Dwelling Unit Prototypes for Rural Bangladesh for Greater Adaptability to Changing Socioeconomic and Environmental Need

  • Mujtaba Ahsan Associate Professor, North South University
  • Md. Nafizur Rahman Senior Research Architect, Housing and Building Research Institute (HBRI)
  • Shahriar Iqbal Raj Assistant Professor, North South University
  • Maruf Hossain Assistant Professor, North South University
Keywords: Eco-Housing, Rural house, Sustainability, Energy, Health and Sanitation


Almost eighty one percent (81%) of the housing stock in Bangladesh is in the rural areas, of which sixty nine percent (69%) are of informal sector construction. Because of its geographical location, the traditional housing stocks are vulnerable to periodic flooding, cyclone, and other natural disasters, including riverbank erosion. These houses built with organic materials and metal sheets are vulnerable to natural disasters and agents of decay. Comparatively resilient housing stock for the large rural population is a precondition to the growth and improvement of the socio-economic conditions of the people. With the introduction of Modern lifestyle amenities (television, radio, electric lighting and mobile telephone) in the rural areas, the demand for electricity has risen for which neither the informal energy technologies on which these households have traditionally relied upon, nor the rural energy supply from the national grid appeared to be adequate. The health and sanitation conditions of the traditional homesteads, in many cases, are inadequate and have scope for improvement.
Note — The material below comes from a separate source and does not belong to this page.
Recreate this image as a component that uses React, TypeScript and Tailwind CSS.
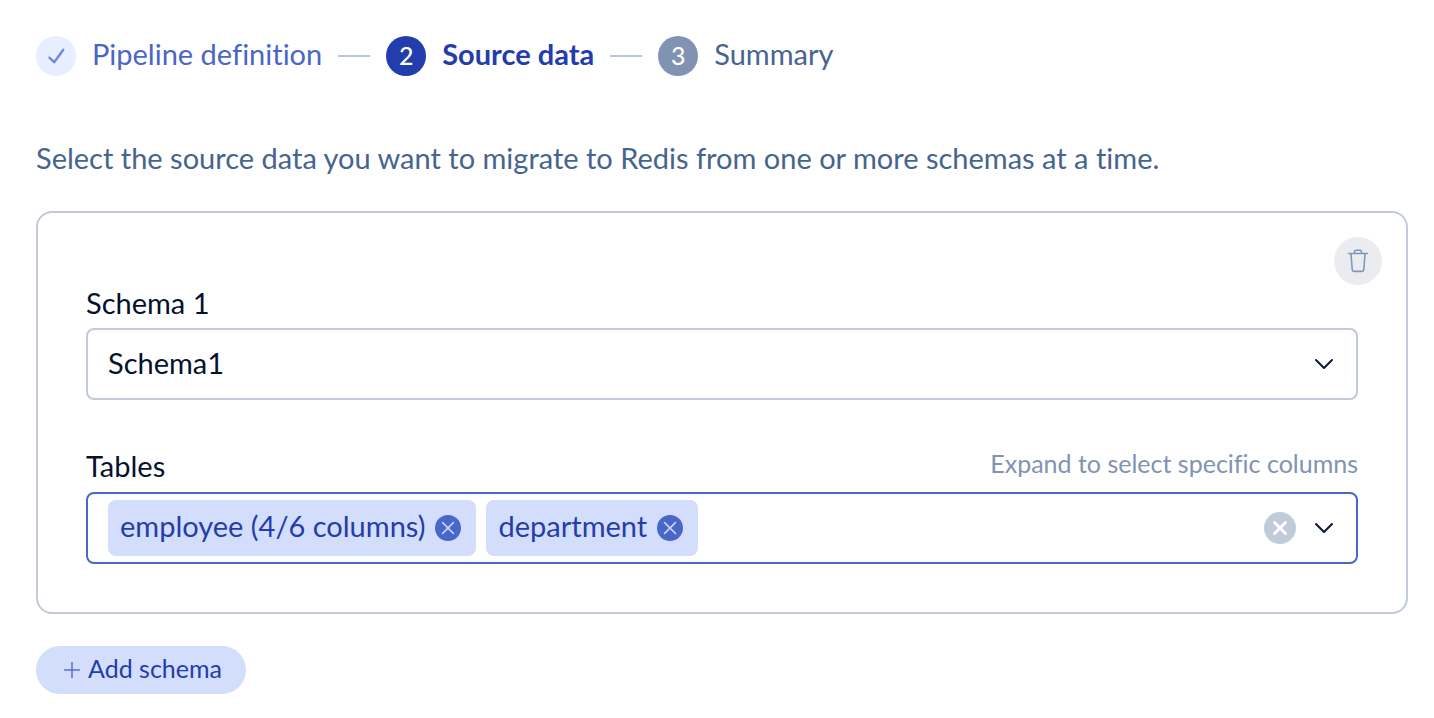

This study was undertaken under a Housing and Building Research Institute (HBRI) project where six (6) dwelling prototypes were developed to address these challenges with the objective that these prototypes could be replicated in the rural settings on a larger scale. Of the six (6) units designed, four(4) are discussed in this paper. The general improvements proposed in these prototypes were divided into three categories – constructional improvement for better resilience, supplementary energy technologies to meet growing energy demand and improved health and sanitation of the occupants.